__TASK REQUIREMENTS__
Set the listing down again in full, word for word, with the pictures left out.

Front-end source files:

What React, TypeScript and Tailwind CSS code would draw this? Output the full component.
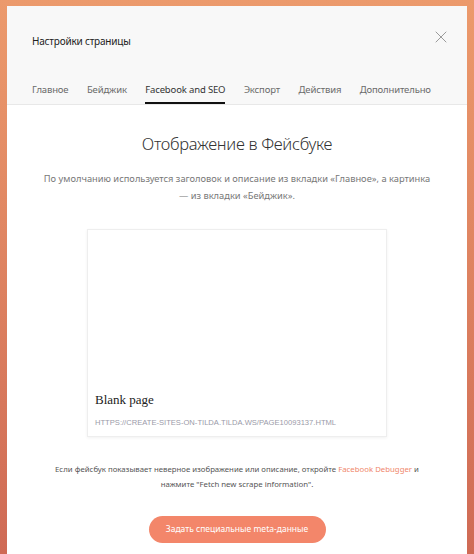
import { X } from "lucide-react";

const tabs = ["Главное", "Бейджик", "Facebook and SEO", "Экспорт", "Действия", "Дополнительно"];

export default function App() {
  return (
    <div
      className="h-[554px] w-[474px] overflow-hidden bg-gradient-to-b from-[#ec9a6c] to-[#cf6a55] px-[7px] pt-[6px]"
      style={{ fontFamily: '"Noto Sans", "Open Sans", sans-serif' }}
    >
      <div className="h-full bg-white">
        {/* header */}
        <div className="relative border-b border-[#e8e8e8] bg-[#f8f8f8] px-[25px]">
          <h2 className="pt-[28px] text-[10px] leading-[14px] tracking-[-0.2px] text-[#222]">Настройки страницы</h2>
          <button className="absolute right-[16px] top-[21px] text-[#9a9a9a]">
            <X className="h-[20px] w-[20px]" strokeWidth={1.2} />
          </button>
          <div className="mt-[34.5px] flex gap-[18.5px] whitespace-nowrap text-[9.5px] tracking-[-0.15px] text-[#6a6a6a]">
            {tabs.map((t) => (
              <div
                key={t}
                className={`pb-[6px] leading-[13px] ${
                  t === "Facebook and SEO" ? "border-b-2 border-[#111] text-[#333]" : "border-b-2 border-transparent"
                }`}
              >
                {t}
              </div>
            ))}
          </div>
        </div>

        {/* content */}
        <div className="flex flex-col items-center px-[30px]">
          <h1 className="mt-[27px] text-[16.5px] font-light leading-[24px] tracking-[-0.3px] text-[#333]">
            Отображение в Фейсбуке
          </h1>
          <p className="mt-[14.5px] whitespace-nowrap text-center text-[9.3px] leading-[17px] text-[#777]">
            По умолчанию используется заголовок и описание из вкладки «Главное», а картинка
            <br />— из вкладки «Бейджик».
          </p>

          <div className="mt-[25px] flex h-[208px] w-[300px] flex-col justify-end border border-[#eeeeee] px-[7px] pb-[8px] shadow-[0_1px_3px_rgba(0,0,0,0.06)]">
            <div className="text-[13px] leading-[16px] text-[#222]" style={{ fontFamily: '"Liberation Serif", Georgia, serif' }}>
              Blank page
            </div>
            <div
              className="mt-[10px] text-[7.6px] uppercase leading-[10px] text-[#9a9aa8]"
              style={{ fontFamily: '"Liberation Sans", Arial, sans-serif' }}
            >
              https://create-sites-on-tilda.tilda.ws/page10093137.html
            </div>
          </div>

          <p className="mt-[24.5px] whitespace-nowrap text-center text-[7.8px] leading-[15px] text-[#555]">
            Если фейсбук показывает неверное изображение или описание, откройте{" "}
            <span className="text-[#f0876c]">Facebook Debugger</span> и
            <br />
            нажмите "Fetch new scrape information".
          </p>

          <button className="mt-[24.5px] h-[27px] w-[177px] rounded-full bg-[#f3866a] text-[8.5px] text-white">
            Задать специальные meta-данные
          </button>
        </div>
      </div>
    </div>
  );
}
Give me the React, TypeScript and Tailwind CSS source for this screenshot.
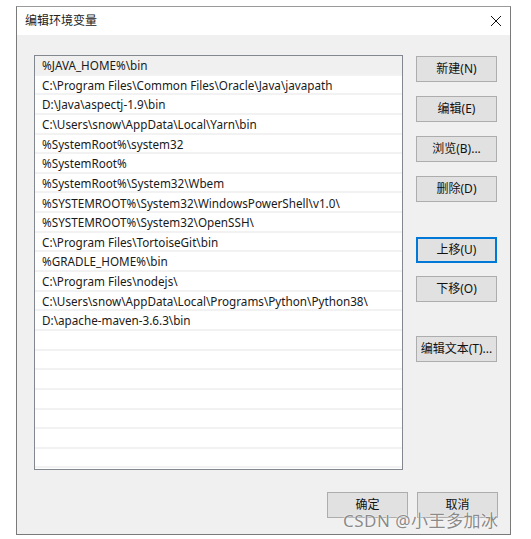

__SOLUTION TO THIS TASK__
What React, TypeScript and Tailwind CSS code would draw this? Output the full component.
import { X } from "lucide-react";

const tabs = ["Главное", "Бейджик", "Facebook and SEO", "Экспорт", "Действия", "Дополнительно"];

export default function App() {
  return (
    <div
      className="h-[554px] w-[474px] overflow-hidden bg-gradient-to-b from-[#ec9a6c] to-[#cf6a55] px-[7px] pt-[6px]"
      style={{ fontFamily: '"Noto Sans", "Open Sans", sans-serif' }}
    >
      <div className="h-full bg-white">
        {/* header */}
        <div className="relative border-b border-[#e8e8e8] bg-[#f8f8f8] px-[25px]">
          <h2 className="pt-[28px] text-[10px] leading-[14px] tracking-[-0.2px] text-[#222]">Настройки страницы</h2>
          <button className="absolute right-[16px] top-[21px] text-[#9a9a9a]">
            <X className="h-[20px] w-[20px]" strokeWidth={1.2} />
          </button>
          <div className="mt-[34.5px] flex gap-[18.5px] whitespace-nowrap text-[9.5px] tracking-[-0.15px] text-[#6a6a6a]">
            {tabs.map((t) => (
              <div
                key={t}
                className={`pb-[6px] leading-[13px] ${
                  t === "Facebook and SEO" ? "border-b-2 border-[#111] text-[#333]" : "border-b-2 border-transparent"
                }`}
              >
                {t}
              </div>
            ))}
          </div>
        </div>

        {/* content */}
        <div className="flex flex-col items-center px-[30px]">
          <h1 className="mt-[27px] text-[16.5px] font-light leading-[24px] tracking-[-0.3px] text-[#333]">
            Отображение в Фейсбуке
          </h1>
          <p className="mt-[14.5px] whitespace-nowrap text-center text-[9.3px] leading-[17px] text-[#777]">
            По умолчанию используется заголовок и описание из вкладки «Главное», а картинка
            <br />— из вкладки «Бейджик».
          </p>

          <div className="mt-[25px] flex h-[208px] w-[300px] flex-col justify-end border border-[#eeeeee] px-[7px] pb-[8px] shadow-[0_1px_3px_rgba(0,0,0,0.06)]">
            <div className="text-[13px] leading-[16px] text-[#222]" style={{ fontFamily: '"Liberation Serif", Georgia, serif' }}>
              Blank page
            </div>
            <div
              className="mt-[10px] text-[7.6px] uppercase leading-[10px] text-[#9a9aa8]"
              style={{ fontFamily: '"Liberation Sans", Arial, sans-serif' }}
            >
              https://create-sites-on-tilda.tilda.ws/page10093137.html
            </div>
          </div>

          <p className="mt-[24.5px] whitespace-nowrap text-center text-[7.8px] leading-[15px] text-[#555]">
            Если фейсбук показывает неверное изображение или описание, откройте{" "}
            <span className="text-[#f0876c]">Facebook Debugger</span> и
            <br />
            нажмите "Fetch new scrape information".
          </p>

          <button className="mt-[24.5px] h-[27px] w-[177px] rounded-full bg-[#f3866a] text-[8.5px] text-white">
            Задать специальные meta-данные
          </button>
        </div>
      </div>
    </div>
  );
}
Give me the React, TypeScript and Tailwind CSS source for this screenshot.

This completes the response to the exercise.